▸ Given material
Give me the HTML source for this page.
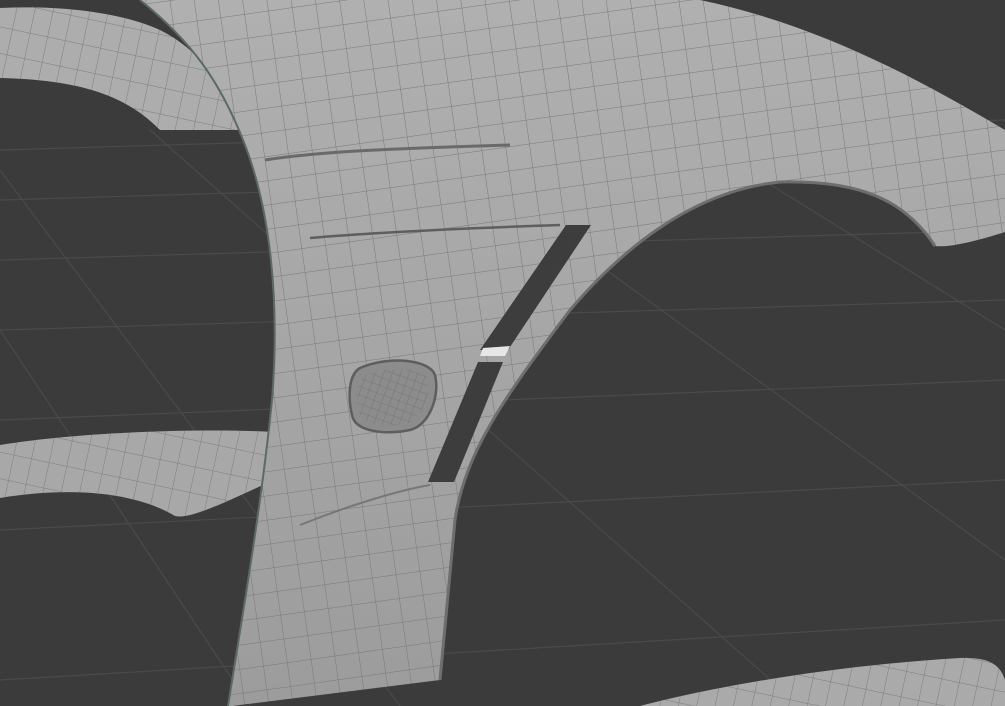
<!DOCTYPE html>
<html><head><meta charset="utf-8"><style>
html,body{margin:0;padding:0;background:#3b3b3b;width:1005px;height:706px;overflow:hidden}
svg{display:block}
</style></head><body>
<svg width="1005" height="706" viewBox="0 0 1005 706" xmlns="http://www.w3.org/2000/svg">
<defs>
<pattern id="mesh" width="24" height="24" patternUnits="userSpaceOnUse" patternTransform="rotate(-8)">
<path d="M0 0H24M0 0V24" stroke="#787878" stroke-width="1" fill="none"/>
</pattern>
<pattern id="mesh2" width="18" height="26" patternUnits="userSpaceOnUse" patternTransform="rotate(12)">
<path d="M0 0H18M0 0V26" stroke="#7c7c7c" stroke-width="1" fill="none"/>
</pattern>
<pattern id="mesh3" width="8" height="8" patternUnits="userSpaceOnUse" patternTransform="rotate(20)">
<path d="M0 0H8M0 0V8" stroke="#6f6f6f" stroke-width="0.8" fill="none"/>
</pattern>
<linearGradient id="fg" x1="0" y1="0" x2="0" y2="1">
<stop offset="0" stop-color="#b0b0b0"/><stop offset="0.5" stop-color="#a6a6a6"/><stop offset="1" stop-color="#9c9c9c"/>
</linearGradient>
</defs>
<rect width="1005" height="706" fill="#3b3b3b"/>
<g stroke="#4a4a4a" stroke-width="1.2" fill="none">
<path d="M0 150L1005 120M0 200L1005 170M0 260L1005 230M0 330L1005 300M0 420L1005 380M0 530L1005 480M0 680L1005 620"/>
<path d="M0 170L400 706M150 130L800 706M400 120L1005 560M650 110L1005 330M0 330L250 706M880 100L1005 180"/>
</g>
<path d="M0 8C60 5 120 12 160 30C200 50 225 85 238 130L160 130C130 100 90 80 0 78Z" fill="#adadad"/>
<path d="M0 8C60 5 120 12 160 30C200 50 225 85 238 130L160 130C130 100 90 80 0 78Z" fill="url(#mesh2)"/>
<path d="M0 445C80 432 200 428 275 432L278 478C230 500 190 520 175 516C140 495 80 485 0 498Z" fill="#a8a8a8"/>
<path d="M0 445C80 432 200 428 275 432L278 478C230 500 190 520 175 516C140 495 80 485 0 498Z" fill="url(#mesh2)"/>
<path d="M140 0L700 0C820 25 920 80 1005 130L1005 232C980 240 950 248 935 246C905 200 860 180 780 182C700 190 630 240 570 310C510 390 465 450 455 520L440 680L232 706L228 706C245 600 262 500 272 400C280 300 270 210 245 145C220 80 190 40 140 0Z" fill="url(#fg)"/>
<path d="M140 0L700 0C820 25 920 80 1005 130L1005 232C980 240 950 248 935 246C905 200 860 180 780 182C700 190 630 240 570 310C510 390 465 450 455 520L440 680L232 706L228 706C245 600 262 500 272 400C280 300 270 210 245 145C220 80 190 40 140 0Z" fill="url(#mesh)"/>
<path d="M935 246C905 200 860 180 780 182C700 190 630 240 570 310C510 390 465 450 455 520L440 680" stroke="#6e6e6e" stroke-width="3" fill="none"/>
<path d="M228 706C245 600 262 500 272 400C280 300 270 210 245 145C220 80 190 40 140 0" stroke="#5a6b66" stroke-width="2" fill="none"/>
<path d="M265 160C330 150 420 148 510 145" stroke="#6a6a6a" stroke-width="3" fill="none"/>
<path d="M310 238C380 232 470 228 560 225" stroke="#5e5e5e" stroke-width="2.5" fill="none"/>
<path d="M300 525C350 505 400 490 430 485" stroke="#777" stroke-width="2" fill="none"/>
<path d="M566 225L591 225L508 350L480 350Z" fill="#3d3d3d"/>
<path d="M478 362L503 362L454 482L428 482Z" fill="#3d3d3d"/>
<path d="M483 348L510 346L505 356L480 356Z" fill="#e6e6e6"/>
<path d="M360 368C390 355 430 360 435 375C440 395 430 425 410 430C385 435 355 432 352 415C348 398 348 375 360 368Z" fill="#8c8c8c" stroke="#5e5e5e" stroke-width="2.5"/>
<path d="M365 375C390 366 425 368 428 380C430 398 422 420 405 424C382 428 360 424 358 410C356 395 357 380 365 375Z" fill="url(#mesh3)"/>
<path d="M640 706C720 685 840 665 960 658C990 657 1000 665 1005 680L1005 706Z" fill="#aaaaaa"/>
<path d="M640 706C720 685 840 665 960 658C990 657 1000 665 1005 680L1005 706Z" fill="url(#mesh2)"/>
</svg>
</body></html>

▸ Task description
Every line above should be repeated exactly; pictures stay out of the copy.

▸ Result of the exercise
Give me the HTML source for this page.
<!DOCTYPE html>
<html><head><meta charset="utf-8"><style>
html,body{margin:0;padding:0;background:#3b3b3b;width:1005px;height:706px;overflow:hidden}
svg{display:block}
</style></head><body>
<svg width="1005" height="706" viewBox="0 0 1005 706" xmlns="http://www.w3.org/2000/svg">
<defs>
<pattern id="mesh" width="24" height="24" patternUnits="userSpaceOnUse" patternTransform="rotate(-8)">
<path d="M0 0H24M0 0V24" stroke="#787878" stroke-width="1" fill="none"/>
</pattern>
<pattern id="mesh2" width="18" height="26" patternUnits="userSpaceOnUse" patternTransform="rotate(12)">
<path d="M0 0H18M0 0V26" stroke="#7c7c7c" stroke-width="1" fill="none"/>
</pattern>
<pattern id="mesh3" width="8" height="8" patternUnits="userSpaceOnUse" patternTransform="rotate(20)">
<path d="M0 0H8M0 0V8" stroke="#6f6f6f" stroke-width="0.8" fill="none"/>
</pattern>
<linearGradient id="fg" x1="0" y1="0" x2="0" y2="1">
<stop offset="0" stop-color="#b0b0b0"/><stop offset="0.5" stop-color="#a6a6a6"/><stop offset="1" stop-color="#9c9c9c"/>
</linearGradient>
</defs>
<rect width="1005" height="706" fill="#3b3b3b"/>
<g stroke="#4a4a4a" stroke-width="1.2" fill="none">
<path d="M0 150L1005 120M0 200L1005 170M0 260L1005 230M0 330L1005 300M0 420L1005 380M0 530L1005 480M0 680L1005 620"/>
<path d="M0 170L400 706M150 130L800 706M400 120L1005 560M650 110L1005 330M0 330L250 706M880 100L1005 180"/>
</g>
<path d="M0 8C60 5 120 12 160 30C200 50 225 85 238 130L160 130C130 100 90 80 0 78Z" fill="#adadad"/>
<path d="M0 8C60 5 120 12 160 30C200 50 225 85 238 130L160 130C130 100 90 80 0 78Z" fill="url(#mesh2)"/>
<path d="M0 445C80 432 200 428 275 432L278 478C230 500 190 520 175 516C140 495 80 485 0 498Z" fill="#a8a8a8"/>
<path d="M0 445C80 432 200 428 275 432L278 478C230 500 190 520 175 516C140 495 80 485 0 498Z" fill="url(#mesh2)"/>
<path d="M140 0L700 0C820 25 920 80 1005 130L1005 232C980 240 950 248 935 246C905 200 860 180 780 182C700 190 630 240 570 310C510 390 465 450 455 520L440 680L232 706L228 706C245 600 262 500 272 400C280 300 270 210 245 145C220 80 190 40 140 0Z" fill="url(#fg)"/>
<path d="M140 0L700 0C820 25 920 80 1005 130L1005 232C980 240 950 248 935 246C905 200 860 180 780 182C700 190 630 240 570 310C510 390 465 450 455 520L440 680L232 706L228 706C245 600 262 500 272 400C280 300 270 210 245 145C220 80 190 40 140 0Z" fill="url(#mesh)"/>
<path d="M935 246C905 200 860 180 780 182C700 190 630 240 570 310C510 390 465 450 455 520L440 680" stroke="#6e6e6e" stroke-width="3" fill="none"/>
<path d="M228 706C245 600 262 500 272 400C280 300 270 210 245 145C220 80 190 40 140 0" stroke="#5a6b66" stroke-width="2" fill="none"/>
<path d="M265 160C330 150 420 148 510 145" stroke="#6a6a6a" stroke-width="3" fill="none"/>
<path d="M310 238C380 232 470 228 560 225" stroke="#5e5e5e" stroke-width="2.5" fill="none"/>
<path d="M300 525C350 505 400 490 430 485" stroke="#777" stroke-width="2" fill="none"/>
<path d="M566 225L591 225L508 350L480 350Z" fill="#3d3d3d"/>
<path d="M478 362L503 362L454 482L428 482Z" fill="#3d3d3d"/>
<path d="M483 348L510 346L505 356L480 356Z" fill="#e6e6e6"/>
<path d="M360 368C390 355 430 360 435 375C440 395 430 425 410 430C385 435 355 432 352 415C348 398 348 375 360 368Z" fill="#8c8c8c" stroke="#5e5e5e" stroke-width="2.5"/>
<path d="M365 375C390 366 425 368 428 380C430 398 422 420 405 424C382 428 360 424 358 410C356 395 357 380 365 375Z" fill="url(#mesh3)"/>
<path d="M640 706C720 685 840 665 960 658C990 657 1000 665 1005 680L1005 706Z" fill="#aaaaaa"/>
<path d="M640 706C720 685 840 665 960 658C990 657 1000 665 1005 680L1005 706Z" fill="url(#mesh2)"/>
</svg>
</body></html>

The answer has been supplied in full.